To take a family or intimate friend’s list is also important to the unaccustomed hostess, because to leave out any of the younger set who “belong” in the groups which are included, is not the way to make a party a success. Those who don’t find their friends go home, or stay and are bored, and the whole party sags in consequence. So that if a hostess knows the parents personally of, let us say, eighty per cent. of young society, she can quite properly include the twenty per cent. she does not know, so that the hundred per cent. can come together. In a small community it is rather cruel to leave out any of the young people whose friends are all invited. In a very great city on the other hand, an habitual hostess does not ask any to her house whom she does not know, but she can of course be as generous as she chooses in allowing young people to have invitations for friends.

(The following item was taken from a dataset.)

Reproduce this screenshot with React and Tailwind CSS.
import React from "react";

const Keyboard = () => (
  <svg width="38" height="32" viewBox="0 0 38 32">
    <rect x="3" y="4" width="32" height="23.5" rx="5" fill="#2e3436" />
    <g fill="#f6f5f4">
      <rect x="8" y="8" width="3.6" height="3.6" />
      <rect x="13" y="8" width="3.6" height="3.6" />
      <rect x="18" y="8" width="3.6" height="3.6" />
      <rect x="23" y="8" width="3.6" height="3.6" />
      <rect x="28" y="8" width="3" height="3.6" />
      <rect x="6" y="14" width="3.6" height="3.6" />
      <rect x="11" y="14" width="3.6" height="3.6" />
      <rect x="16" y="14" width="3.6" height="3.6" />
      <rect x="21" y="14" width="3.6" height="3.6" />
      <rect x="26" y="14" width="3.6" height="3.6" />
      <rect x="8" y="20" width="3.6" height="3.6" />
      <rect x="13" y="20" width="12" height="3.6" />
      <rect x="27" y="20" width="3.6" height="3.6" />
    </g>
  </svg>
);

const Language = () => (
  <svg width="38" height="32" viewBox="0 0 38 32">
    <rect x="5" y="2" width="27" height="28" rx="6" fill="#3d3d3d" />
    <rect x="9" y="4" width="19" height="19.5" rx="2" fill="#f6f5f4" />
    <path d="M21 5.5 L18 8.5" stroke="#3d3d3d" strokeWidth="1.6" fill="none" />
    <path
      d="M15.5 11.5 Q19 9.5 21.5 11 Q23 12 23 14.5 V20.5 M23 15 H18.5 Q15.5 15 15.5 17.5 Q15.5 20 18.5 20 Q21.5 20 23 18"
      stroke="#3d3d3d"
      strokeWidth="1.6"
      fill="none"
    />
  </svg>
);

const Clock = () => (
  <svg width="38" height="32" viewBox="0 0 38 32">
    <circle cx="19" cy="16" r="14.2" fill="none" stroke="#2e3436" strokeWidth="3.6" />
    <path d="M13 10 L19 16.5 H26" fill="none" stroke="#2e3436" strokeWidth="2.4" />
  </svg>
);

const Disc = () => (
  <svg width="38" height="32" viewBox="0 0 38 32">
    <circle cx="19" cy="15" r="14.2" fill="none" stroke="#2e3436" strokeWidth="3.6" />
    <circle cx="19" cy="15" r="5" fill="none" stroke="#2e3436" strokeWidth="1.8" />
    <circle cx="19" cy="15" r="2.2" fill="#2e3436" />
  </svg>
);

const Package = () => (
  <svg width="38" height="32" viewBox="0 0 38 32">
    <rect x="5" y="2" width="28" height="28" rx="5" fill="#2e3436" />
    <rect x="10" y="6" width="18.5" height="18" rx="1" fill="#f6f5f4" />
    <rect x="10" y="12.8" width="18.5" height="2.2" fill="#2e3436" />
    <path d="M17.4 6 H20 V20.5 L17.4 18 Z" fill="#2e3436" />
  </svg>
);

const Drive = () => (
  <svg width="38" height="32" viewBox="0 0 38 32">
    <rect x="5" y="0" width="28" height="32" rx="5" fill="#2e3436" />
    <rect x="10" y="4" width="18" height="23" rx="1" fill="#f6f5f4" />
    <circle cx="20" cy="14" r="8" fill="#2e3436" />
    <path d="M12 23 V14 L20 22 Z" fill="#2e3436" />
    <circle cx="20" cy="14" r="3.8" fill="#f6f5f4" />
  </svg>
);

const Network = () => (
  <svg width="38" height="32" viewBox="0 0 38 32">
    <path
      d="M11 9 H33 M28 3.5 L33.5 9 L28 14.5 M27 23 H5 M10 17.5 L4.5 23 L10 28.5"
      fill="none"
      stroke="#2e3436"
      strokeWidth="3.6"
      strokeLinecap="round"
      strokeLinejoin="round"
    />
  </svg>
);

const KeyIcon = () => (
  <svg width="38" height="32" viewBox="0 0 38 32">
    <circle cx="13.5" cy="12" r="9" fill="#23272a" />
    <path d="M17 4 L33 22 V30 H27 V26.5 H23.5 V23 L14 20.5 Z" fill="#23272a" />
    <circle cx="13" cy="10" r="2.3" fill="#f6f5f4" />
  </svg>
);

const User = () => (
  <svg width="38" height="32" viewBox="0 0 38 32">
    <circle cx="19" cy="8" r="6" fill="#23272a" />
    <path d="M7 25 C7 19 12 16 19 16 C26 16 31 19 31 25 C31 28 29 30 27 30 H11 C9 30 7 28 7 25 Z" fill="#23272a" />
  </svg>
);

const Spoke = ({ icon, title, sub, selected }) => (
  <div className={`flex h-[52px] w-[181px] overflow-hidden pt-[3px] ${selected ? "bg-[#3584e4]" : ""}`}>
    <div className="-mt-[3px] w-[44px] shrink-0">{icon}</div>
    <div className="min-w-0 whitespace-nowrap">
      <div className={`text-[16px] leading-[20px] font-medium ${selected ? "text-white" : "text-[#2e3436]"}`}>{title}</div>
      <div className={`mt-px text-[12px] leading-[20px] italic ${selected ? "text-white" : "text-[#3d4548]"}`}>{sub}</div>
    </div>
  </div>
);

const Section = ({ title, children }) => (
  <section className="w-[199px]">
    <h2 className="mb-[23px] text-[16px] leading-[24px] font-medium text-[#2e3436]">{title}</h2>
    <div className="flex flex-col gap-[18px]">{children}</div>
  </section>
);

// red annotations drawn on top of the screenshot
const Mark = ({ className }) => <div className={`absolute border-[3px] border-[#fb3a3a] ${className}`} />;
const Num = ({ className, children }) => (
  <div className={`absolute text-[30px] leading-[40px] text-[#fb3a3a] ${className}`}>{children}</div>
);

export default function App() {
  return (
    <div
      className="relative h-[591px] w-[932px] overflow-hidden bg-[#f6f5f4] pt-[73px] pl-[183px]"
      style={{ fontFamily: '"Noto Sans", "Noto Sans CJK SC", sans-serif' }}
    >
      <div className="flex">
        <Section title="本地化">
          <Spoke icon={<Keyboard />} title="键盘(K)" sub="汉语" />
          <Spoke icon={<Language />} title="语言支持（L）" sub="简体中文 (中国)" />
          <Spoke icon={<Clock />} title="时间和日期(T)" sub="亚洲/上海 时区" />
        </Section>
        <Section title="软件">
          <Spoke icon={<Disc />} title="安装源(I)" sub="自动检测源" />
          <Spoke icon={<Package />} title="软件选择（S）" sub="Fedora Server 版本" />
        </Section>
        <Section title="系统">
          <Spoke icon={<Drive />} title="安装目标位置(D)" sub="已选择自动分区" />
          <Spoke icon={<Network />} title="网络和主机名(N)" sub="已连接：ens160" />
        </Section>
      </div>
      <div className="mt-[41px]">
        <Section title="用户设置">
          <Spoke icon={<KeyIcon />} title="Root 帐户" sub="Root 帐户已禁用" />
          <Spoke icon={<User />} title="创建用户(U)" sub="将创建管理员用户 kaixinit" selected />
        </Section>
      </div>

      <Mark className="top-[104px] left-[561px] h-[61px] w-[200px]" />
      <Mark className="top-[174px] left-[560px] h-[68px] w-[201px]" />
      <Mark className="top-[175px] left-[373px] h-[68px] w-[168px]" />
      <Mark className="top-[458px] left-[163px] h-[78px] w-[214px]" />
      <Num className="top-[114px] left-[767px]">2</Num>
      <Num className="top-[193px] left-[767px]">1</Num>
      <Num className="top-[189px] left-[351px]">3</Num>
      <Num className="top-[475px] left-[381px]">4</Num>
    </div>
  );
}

Asking for an Invitation to a Ball
It is always permissible to ask a hostess if you may “bring” a dancing man who is a stranger to her. It is rather difficult to ask for an invitation for an extra girl, and still more difficult to ask for older people, because the hostess has no ground on which she can refuse without being rude; she can’t say there is no room since no dance is really limited, and least of all a ball. Men who dance are always an asset, and the more the better; but a strange young girl hung around the neck of the hostess is about as welcome as a fog at a garden party. If the girl is to be brought and “looked after” by the lady asking for the invitation—who has herself been already invited—that is another matter, and the hostess can not well object. Or if the young girl is the fiancee of the man whose mother asks for the invitation, that is all right too; since he will undoubtedly come with her and see that she is not left alone. Invitations for older people are never asked for unless they are rather distinguished strangers and unquestionably suitable.
Invitations are never asked for persons whom the hostess already knows, since if she had cared to invite them she would have done so. It is, however, not at all out of the way for an intimate friend to remind her of some one who in receiving no invitation has more than likely been overlooked. If the omission was intentional, nothing need be said; if it was an oversight, the hostess is very glad to repair her forgetfulness.
Invitations for Strangers
An invitation that has been asked for a stranger is sent direct and without comment. For instance, when the Greatlakes of Chicago came to New York for a few weeks, Mrs. Norman asked both Mrs. Worldly and Mrs. Gilding to send them invitations; one to a musicale and the other to a ball. The Greatlakes received these invitations without Mrs. Norman’s card enclosed or any other word of explanation, as it was taken for granted that Mrs. Norman would tell the Greatlakes that it was through her that the invitations were sent. The Greatlakes said “Thank you very much for asking us” when they bid their hostess good night, and they also left their cards immediately on the Worldlys and Gildings after the parties—but it was also the duty of Mrs. Norman to thank both hostesses—verbally—for sending the invitations.